**WHAT YOU ARE ASKED TO DO**: Print exactly the lines from the first one down to the line that contains "const blue = '#2a66c0';", both included, and skip the pictures.

# start of SUPPLIED INFORMATION

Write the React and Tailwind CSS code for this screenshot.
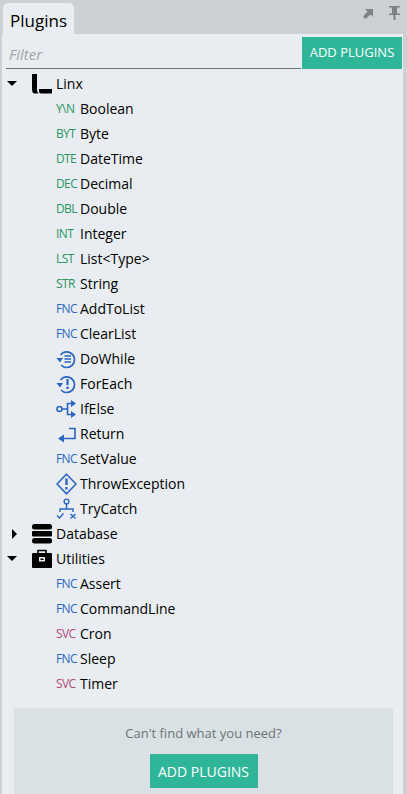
import React from 'react';

const blue = '#2a66c0';

const LoopIcon = ({ children }) => (
  <svg width="21" height="20" viewBox="0 0 21 20" fill="none" stroke={blue} strokeWidth="1.7">
    <path d="M4.500 6A7.800 7.800 0 1 1 5 16" />
    <path d="M0.500 9h6.500l-3 4.500z" fill={blue} stroke="none" />
    {children}
  </svg>
);

const DoWhileIcon = () => (
  <LoopIcon>
    <path d="M8.500 7h6.500M8.500 10h6.500M8.500 13h6.500" strokeWidth="1.400" />
  </LoopIcon>
);

const ForEachIcon = () => (
  <LoopIcon>
    <path d="M11.500 5v6" strokeWidth="2.200" />
    <path d="M11.500 12.500v2.500" strokeWidth="2.200" />
  </LoopIcon>
);

const IfElseIcon = () => (
  <svg width="21" height="20" viewBox="0 0 21 20" fill="none" stroke={blue} strokeWidth="1.600">
    <circle cx="3.500" cy="10" r="2.500" />
    <path d="M6 10h5.500M11.500 10V4.500h4M11.500 10v5.500h4" />
    <path d="M15 1l5 3.500L15 8zM15 12l5 3.500-5 3.500z" fill={blue} stroke="none" />
  </svg>
);

const ReturnIcon = () => (
  <svg width="21" height="20" viewBox="0 0 21 20" fill="none" stroke={blue} strokeWidth="1.600">
    <path d="M13 4.500h6v10H7" />
    <path d="M8 10.500v8l-6-4z" fill={blue} stroke="none" />
  </svg>
);

const ThrowIcon = () => (
  <svg width="21" height="22" viewBox="0 0 21 22" fill="none" stroke={blue} strokeWidth="1.600">
    <path d="M10.500 1.200L20 11l-9.500 9.800L1 11z" />
    <path d="M10.500 5.500v6.500" strokeWidth="2.400" />
    <path d="M10.500 14v2.500" strokeWidth="2.400" />
  </svg>
);

const TryCatchIcon = () => (
  <svg width="21" height="22" viewBox="0 0 21 22" fill="none" stroke={blue} strokeWidth="1.400">
    <circle cx="10.500" cy="3.500" r="2.400" />
    <path d="M10.500 6v5M4 14v-3h13v3" />
    <path d="M1 17.500l2.500 2.500L7.500 15.500" />
    <path d="M14.500 16l5 4.500M19.500 16l-5 4.500" />
  </svg>
);

const LinxIcon = () => (
  <svg width="20" height="20" viewBox="0 0 20 20">
    <path d="M0 0h5v15q0 3 1.500 4.500H3Q0 19.500 0 15z" fill="#000" />
    <path d="M7 15h13v4.500H9q-2 0-2-2z" fill="#000" />
  </svg>
);

const DatabaseIcon = () => (
  <svg width="20" height="20" viewBox="0 0 20 20" fill="#000">
    <rect x="0" y="0" width="20" height="5.500" rx="2.500" />
    <rect x="0" y="7" width="20" height="5.500" rx="1" />
    <rect x="0" y="14" width="20" height="5.500" rx="2.500" />
  </svg>
);

const ToolboxIcon = () => (
  <svg width="20" height="20" viewBox="0 0 20 20">
    <path d="M6 5V1.500h8V5" fill="none" stroke="#000" strokeWidth="1.600" />
    <path d="M0 5q0-1 1-1h18q1 0 1 1v13q0 1-1 1H1q-1 0-1-1z" fill="#000" />
    <rect x="7" y="8" width="6" height="4.500" fill="#e9edf1" />
    <rect x="8.500" y="9.500" width="3" height="1.500" fill="#000" />
  </svg>
);

const Badge = ({ text, color }) => (
  <span className={`text-[12px] leading-none tracking-[-0.6px] ${color}`}>{text}</span>
);

const green = 'text-[#2a9560]';
const fnc = 'text-[#2a66c0]';
const svc = 'text-[#b04a78]';

const linxItems = [
  { label: 'Boolean', badge: 'Y\\N', color: green },
  { label: 'Byte', badge: 'BYT', color: green },
  { label: 'DateTime', badge: 'DTE', color: green },
  { label: 'Decimal', badge: 'DEC', color: green },
  { label: 'Double', badge: 'DBL', color: green },
  { label: 'Integer', badge: 'INT', color: green },
  { label: 'List<Type>', badge: 'LST', color: green },
  { label: 'String', badge: 'STR', color: green },
  { label: 'AddToList', badge: 'FNC', color: fnc },
  { label: 'ClearList', badge: 'FNC', color: fnc },
  { label: 'DoWhile', icon: <DoWhileIcon /> },
  { label: 'ForEach', icon: <ForEachIcon /> },
  { label: 'IfElse', icon: <IfElseIcon /> },
  { label: 'Return', icon: <ReturnIcon /> },
  { label: 'SetValue', badge: 'FNC', color: fnc },
  { label: 'ThrowException', icon: <ThrowIcon /> },
  { label: 'TryCatch', icon: <TryCatchIcon /> },
];

const utilityItems = [
  { label: 'Assert', badge: 'FNC', color: fnc },
  { label: 'CommandLine', badge: 'FNC', color: fnc },
  { label: 'Cron', badge: 'SVC', color: svc },
  { label: 'Sleep', badge: 'FNC', color: fnc },
  { label: 'Timer', badge: 'SVC', color: svc },
];

const Leaf = ({ item }) => (
  <div className="flex items-center h-[25px] pl-[54px]">
    <div className="w-[24px] shrink-0 flex items-center">
      {item.icon || <Badge text={item.badge} color={item.color} />}
    </div>
    <span className="text-[14px] text-black">{item.label}</span>
  </div>
);

const Group = ({ label, icon, open }) => (
  <div className="flex items-center h-[25px]">
    <div className="w-[30px] pl-[5px] shrink-0 flex items-center">
      {open ? (
        <div className="w-0 h-0 border-x-[5px] border-x-transparent border-t-[5px] border-t-black" />
      ) : (
        <div className="ml-[5px] w-0 h-0 border-y-[5px] border-y-transparent border-l-[5px] border-l-black" />
      )}
    </div>
    <div className="w-[24px] shrink-0 flex items-center">{icon}</div>
    <span className="text-[14px] text-black">{label}</span>
  </div>
);

export default function App() {
  return (
    <div className="w-[407px] h-[794px] overflow-hidden flex flex-col bg-[#cdd1d4] font-['Open_Sans',sans-serif]">
      <div className="flex h-[34px] shrink-0 items-end justify-between pl-[2px]">
        <div className="ml-[1px] h-[31px] px-[7px] pt-[2px] bg-[#e9edf1] rounded-t-[5px] text-[17px] leading-[31px] text-black">
          Plugins
        </div>
        <div className="flex items-center gap-[16px] pr-[6px] pb-[13px]">
          <svg width="10" height="10" viewBox="0 0 10 10" fill="#7d8285">
            <path d="M2 0h8v8L7.500 5.500 2.500 10 0 7.500 4.500 2.500z" />
          </svg>
          <svg width="12" height="15" viewBox="0 0 12 15" fill="#7d8285">
            <path d="M0 0h11v1.500H8v6h3V9H6.500v5h-2V9H0V7.500h3v-6H0z" />
          </svg>
        </div>
      </div>
      <div className="flex-1 ml-[2px] mr-[4px] bg-[#e9edf1] flex flex-col">
        <div className="flex h-[35px] pt-[3px] pl-[4px] pr-[1px]">
          <div className="flex-1 h-[32px] border-b border-[#6f7376] flex items-center pl-[3px] pt-[4px] text-[15px] italic text-[#a2a5a8]">
            Filter
          </div>
          <button className="w-[100px] h-[32px] ml-[1px] bg-[#2fb597] text-white text-[13px]">
            ADD PLUGINS
          </button>
        </div>
        <div className="pt-[2px]">
          <Group label="Linx" icon={<LinxIcon />} open />
          {linxItems.map((item) => <Leaf key={item.label} item={item} />)}
          <Group label="Database" icon={<DatabaseIcon />} />
          <Group label="Utilities" icon={<ToolboxIcon />} open />
          {utilityItems.map((item) => <Leaf key={item.label} item={item} />)}
        </div>
        <div className="mt-[12px] ml-[12px] mr-[10px] flex-1 bg-[#d9e1e4] flex flex-col items-center pt-[15px]">
          <div className="text-[13px] text-[#6f7376] leading-[20px]">Can't find what you need?</div>
          <button className="mt-[11px] w-[108px] h-[34px] bg-[#2fb597] text-white text-[14px]">ADD PLUGINS</button>
        </div>
      </div>
    </div>
  );
}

# end of SUPPLIED INFORMATION

**ANSWER TO THE PROBLEM**:
Write the React and Tailwind CSS code for this screenshot.
import React from 'react';

const blue = '#2a66c0';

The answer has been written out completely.